- [Dataset excerpt]:
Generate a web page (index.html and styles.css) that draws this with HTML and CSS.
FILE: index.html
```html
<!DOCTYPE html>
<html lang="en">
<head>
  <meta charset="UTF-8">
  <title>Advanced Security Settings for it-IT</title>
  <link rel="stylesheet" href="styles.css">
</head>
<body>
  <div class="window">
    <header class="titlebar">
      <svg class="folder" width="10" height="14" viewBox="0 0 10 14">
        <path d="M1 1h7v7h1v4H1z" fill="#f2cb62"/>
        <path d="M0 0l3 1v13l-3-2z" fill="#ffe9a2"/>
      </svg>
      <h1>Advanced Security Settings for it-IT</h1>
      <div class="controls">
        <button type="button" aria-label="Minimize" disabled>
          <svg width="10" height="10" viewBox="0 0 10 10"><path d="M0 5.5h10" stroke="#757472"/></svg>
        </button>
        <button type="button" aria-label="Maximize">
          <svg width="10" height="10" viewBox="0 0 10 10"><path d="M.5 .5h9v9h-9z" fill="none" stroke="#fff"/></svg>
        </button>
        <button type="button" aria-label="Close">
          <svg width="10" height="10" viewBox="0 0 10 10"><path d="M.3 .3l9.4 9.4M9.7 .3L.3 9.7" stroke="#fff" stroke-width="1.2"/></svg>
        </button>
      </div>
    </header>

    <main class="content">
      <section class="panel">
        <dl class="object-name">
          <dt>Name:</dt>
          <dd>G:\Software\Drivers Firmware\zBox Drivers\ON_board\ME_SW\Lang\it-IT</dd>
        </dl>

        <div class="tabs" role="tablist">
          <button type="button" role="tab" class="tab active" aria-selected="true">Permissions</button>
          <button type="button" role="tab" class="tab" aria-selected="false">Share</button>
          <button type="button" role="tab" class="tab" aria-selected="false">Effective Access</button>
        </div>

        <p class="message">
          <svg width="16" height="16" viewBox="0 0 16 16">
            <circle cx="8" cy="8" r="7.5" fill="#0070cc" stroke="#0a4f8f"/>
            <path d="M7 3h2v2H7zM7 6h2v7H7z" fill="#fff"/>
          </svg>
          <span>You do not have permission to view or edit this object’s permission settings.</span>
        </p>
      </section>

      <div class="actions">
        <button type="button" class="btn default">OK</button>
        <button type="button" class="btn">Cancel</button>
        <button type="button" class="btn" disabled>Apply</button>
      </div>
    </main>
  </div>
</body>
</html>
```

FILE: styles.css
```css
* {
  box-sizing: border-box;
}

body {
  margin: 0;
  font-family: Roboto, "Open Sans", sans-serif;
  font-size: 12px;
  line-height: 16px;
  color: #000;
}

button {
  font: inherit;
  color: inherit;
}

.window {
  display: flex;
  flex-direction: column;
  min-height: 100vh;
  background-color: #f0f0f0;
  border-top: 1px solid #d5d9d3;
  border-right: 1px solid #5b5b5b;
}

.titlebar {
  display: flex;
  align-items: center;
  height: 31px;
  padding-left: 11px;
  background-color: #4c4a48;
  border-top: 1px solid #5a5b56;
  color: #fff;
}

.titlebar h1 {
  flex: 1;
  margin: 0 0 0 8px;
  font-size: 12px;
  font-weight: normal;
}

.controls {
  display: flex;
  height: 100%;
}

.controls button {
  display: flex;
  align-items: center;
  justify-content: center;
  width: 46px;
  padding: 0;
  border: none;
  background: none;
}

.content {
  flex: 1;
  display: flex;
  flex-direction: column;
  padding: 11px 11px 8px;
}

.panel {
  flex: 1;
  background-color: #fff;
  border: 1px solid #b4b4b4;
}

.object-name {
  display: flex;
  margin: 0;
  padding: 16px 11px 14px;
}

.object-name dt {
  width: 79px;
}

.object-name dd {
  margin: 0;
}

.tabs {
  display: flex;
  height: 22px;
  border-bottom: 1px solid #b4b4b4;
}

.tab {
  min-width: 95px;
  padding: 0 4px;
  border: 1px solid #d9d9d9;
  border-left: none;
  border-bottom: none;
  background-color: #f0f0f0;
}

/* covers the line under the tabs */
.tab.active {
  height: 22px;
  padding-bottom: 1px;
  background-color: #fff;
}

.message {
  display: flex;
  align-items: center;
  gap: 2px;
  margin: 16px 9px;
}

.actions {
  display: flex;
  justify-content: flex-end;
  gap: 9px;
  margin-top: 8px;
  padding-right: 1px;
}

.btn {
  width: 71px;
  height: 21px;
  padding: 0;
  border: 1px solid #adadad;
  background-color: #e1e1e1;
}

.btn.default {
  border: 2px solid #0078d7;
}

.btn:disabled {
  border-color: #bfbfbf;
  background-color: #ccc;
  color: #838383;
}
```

- [Stated exercise]:
Everything in the listing above should be restated exactly.

- [The output]:
Generate a web page (index.html and styles.css) that draws this with HTML and CSS.
FILE: index.html
```html
<!DOCTYPE html>
<html lang="en">
<head>
  <meta charset="UTF-8">
  <title>Advanced Security Settings for it-IT</title>
  <link rel="stylesheet" href="styles.css">
</head>
<body>
  <div class="window">
    <header class="titlebar">
      <svg class="folder" width="10" height="14" viewBox="0 0 10 14">
        <path d="M1 1h7v7h1v4H1z" fill="#f2cb62"/>
        <path d="M0 0l3 1v13l-3-2z" fill="#ffe9a2"/>
      </svg>
      <h1>Advanced Security Settings for it-IT</h1>
      <div class="controls">
        <button type="button" aria-label="Minimize" disabled>
          <svg width="10" height="10" viewBox="0 0 10 10"><path d="M0 5.5h10" stroke="#757472"/></svg>
        </button>
        <button type="button" aria-label="Maximize">
          <svg width="10" height="10" viewBox="0 0 10 10"><path d="M.5 .5h9v9h-9z" fill="none" stroke="#fff"/></svg>
        </button>
        <button type="button" aria-label="Close">
          <svg width="10" height="10" viewBox="0 0 10 10"><path d="M.3 .3l9.4 9.4M9.7 .3L.3 9.7" stroke="#fff" stroke-width="1.2"/></svg>
        </button>
      </div>
    </header>

    <main class="content">
      <section class="panel">
        <dl class="object-name">
          <dt>Name:</dt>
          <dd>G:\Software\Drivers Firmware\zBox Drivers\ON_board\ME_SW\Lang\it-IT</dd>
        </dl>

        <div class="tabs" role="tablist">
          <button type="button" role="tab" class="tab active" aria-selected="true">Permissions</button>
          <button type="button" role="tab" class="tab" aria-selected="false">Share</button>
          <button type="button" role="tab" class="tab" aria-selected="false">Effective Access</button>
        </div>

        <p class="message">
          <svg width="16" height="16" viewBox="0 0 16 16">
            <circle cx="8" cy="8" r="7.5" fill="#0070cc" stroke="#0a4f8f"/>
            <path d="M7 3h2v2H7zM7 6h2v7H7z" fill="#fff"/>
          </svg>
          <span>You do not have permission to view or edit this object’s permission settings.</span>
        </p>
      </section>

      <div class="actions">
        <button type="button" class="btn default">OK</button>
        <button type="button" class="btn">Cancel</button>
        <button type="button" class="btn" disabled>Apply</button>
      </div>
    </main>
  </div>
</body>
</html>
```

FILE: styles.css
```css
* {
  box-sizing: border-box;
}

body {
  margin: 0;
  font-family: Roboto, "Open Sans", sans-serif;
  font-size: 12px;
  line-height: 16px;
  color: #000;
}

button {
  font: inherit;
  color: inherit;
}

.window {
  display: flex;
  flex-direction: column;
  min-height: 100vh;
  background-color: #f0f0f0;
  border-top: 1px solid #d5d9d3;
  border-right: 1px solid #5b5b5b;
}

.titlebar {
  display: flex;
  align-items: center;
  height: 31px;
  padding-left: 11px;
  background-color: #4c4a48;
  border-top: 1px solid #5a5b56;
  color: #fff;
}

.titlebar h1 {
  flex: 1;
  margin: 0 0 0 8px;
  font-size: 12px;
  font-weight: normal;
}

.controls {
  display: flex;
  height: 100%;
}

.controls button {
  display: flex;
  align-items: center;
  justify-content: center;
  width: 46px;
  padding: 0;
  border: none;
  background: none;
}

.content {
  flex: 1;
  display: flex;
  flex-direction: column;
  padding: 11px 11px 8px;
}

.panel {
  flex: 1;
  background-color: #fff;
  border: 1px solid #b4b4b4;
}

.object-name {
  display: flex;
  margin: 0;
  padding: 16px 11px 14px;
}

.object-name dt {
  width: 79px;
}

.object-name dd {
  margin: 0;
}

.tabs {
  display: flex;
  height: 22px;
  border-bottom: 1px solid #b4b4b4;
}

.tab {
  min-width: 95px;
  padding: 0 4px;
  border: 1px solid #d9d9d9;
  border-left: none;
  border-bottom: none;
  background-color: #f0f0f0;
}

/* covers the line under the tabs */
.tab.active {
  height: 22px;
  padding-bottom: 1px;
  background-color: #fff;
}

.message {
  display: flex;
  align-items: center;
  gap: 2px;
  margin: 16px 9px;
}

.actions {
  display: flex;
  justify-content: flex-end;
  gap: 9px;
  margin-top: 8px;
  padding-right: 1px;
}

.btn {
  width: 71px;
  height: 21px;
  padding: 0;
  border: 1px solid #adadad;
  background-color: #e1e1e1;
}

.btn.default {
  border: 2px solid #0078d7;
}

.btn:disabled {
  border-color: #bfbfbf;
  background-color: #ccc;
  color: #838383;
}
```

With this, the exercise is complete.